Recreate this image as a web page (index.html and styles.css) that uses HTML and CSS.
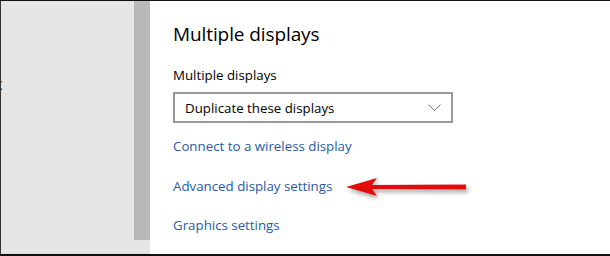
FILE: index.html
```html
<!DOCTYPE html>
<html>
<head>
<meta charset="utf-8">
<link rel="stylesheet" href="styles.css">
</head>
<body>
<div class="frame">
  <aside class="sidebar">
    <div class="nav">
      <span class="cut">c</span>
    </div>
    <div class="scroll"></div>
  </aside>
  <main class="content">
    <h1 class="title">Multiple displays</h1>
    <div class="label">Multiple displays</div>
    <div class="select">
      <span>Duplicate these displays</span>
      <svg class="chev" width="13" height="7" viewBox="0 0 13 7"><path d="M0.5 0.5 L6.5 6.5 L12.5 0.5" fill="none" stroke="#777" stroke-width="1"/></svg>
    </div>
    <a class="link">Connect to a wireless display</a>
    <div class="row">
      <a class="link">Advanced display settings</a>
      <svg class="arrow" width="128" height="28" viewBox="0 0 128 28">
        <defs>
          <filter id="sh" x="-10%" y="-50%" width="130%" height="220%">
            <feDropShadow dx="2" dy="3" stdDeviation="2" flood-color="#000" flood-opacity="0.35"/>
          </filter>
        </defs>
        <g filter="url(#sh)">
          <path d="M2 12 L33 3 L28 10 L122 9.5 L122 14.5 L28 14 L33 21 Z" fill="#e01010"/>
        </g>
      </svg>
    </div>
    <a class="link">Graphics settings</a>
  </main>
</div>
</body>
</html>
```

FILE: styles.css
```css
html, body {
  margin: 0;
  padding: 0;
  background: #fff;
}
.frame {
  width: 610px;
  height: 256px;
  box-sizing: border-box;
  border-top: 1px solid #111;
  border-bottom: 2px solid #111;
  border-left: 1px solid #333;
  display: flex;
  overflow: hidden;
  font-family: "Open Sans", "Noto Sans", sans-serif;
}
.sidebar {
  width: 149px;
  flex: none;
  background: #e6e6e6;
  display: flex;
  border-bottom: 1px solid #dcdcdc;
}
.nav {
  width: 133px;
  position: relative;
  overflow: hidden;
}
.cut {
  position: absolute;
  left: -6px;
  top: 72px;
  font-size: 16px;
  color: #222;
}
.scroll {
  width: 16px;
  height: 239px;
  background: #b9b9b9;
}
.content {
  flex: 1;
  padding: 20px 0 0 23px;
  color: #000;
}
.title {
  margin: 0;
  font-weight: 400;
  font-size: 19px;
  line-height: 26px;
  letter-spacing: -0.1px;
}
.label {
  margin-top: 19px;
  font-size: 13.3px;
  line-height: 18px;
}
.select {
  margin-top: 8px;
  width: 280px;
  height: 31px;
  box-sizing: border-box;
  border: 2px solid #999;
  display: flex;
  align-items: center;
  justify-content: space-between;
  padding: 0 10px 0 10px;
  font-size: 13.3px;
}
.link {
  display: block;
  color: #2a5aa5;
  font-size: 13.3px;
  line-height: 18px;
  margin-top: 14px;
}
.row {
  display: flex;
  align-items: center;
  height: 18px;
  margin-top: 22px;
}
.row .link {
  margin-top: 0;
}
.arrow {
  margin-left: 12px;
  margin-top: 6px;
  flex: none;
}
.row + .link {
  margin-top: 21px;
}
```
...
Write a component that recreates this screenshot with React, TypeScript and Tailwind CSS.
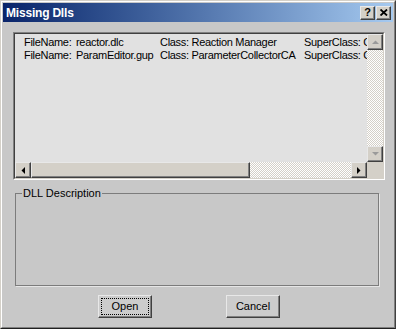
...
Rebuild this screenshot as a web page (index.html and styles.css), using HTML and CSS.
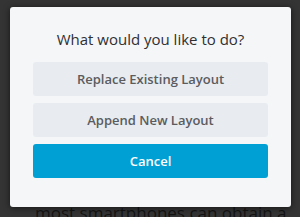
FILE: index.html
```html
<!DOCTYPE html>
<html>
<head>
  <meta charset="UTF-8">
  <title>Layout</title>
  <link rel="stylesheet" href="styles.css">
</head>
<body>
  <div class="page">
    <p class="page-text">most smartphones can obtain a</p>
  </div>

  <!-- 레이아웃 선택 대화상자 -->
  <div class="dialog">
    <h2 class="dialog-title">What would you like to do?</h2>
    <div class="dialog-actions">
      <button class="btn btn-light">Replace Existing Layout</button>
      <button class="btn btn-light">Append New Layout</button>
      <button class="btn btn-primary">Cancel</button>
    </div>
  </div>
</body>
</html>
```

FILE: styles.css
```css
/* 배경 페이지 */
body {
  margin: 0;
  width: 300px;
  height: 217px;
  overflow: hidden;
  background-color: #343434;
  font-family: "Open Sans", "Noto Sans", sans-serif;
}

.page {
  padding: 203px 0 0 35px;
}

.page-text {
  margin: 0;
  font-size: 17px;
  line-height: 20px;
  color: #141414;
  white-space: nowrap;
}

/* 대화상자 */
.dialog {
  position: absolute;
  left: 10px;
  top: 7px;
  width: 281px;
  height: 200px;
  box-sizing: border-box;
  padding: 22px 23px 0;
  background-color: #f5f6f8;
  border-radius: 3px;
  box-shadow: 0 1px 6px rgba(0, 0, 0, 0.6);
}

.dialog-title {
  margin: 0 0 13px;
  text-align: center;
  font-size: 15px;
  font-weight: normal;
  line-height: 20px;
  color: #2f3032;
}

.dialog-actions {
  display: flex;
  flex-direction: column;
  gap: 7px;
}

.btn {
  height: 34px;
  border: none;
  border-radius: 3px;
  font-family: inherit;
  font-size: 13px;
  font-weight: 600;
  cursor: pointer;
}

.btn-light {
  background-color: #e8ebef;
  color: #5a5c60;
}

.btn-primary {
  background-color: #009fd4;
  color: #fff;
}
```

Written exercise » Provide the number of lines in the data above that contain the string "index", and nothing else.

Solution to this problem » 4